すると、Aくんのお母さんはびっくりした顔をされて、何度も何度も頭を下げられました。そしてAくんのパーソナルな部分について教えてくれたのです。筆者はAくんのお母さんに聞くまで全く気付かなかったのですが、Aくんは1歳半健診で自閉的傾向があるといわれたそうです。そして2歳を迎える頃から、“言葉”よりも“暴力”をふるう方が他人の気を引けると考えたようで、興味がある人や好きな人に対して暴力をふるうようになったのだとか。

Aくんのお母さんの話を聞いて、Aくんが暴力をふるう理由が筆者を嫌ってのことではないということがわかって、ひとまずホッとしました。そしてAくんのお母さんに、次Aくんから暴力をふるわれたときは、どう対処すればよいか聞いてみたところ、「もしよかったら、Aくん、大好きだよ!」って言ってあげてくださいといわれたのです。

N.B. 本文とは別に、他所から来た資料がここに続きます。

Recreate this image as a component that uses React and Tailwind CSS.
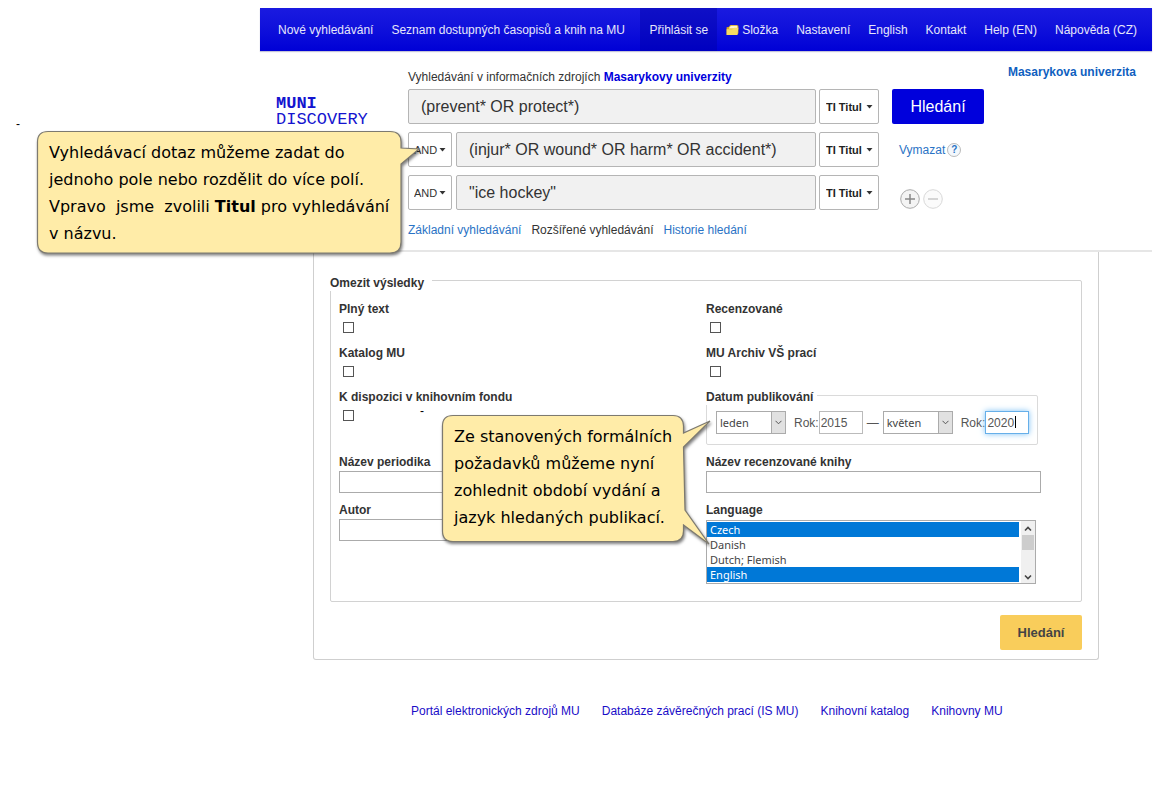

その日からAくんが筆者のところに寄って来てくれた時には、「Aくん、大好きよ~!」と言いながら、頭をなでたり、ギュッ!と抱きしめたりするようにしました。それ以来、Aくんから暴力をふるわれることは全くなくなり、良好な関係を築けています。

あの時、Aくんのお母さんとお話しできたことを感謝すると同時に、なぜもっと早く相談しなかったのだろうと大きな後悔の念に駆られました。

子どもの親に相談するのがベスト

2~3歳頃の子どもにとって、自分の感情を言葉で正確に伝えることは大変難しいことです。言葉で伝えられない分、大人には想像のできない言動で気持ちを表現することもあるでしょう。

もし他人の子どもの言動が理解できず、対応に困ったら、1人で悩まず、その子どもの1番の理解者である親に相談するのがベストだと考えます。その言動の理由が判明すれば、きっと良好な関係を築くことができるでしょう。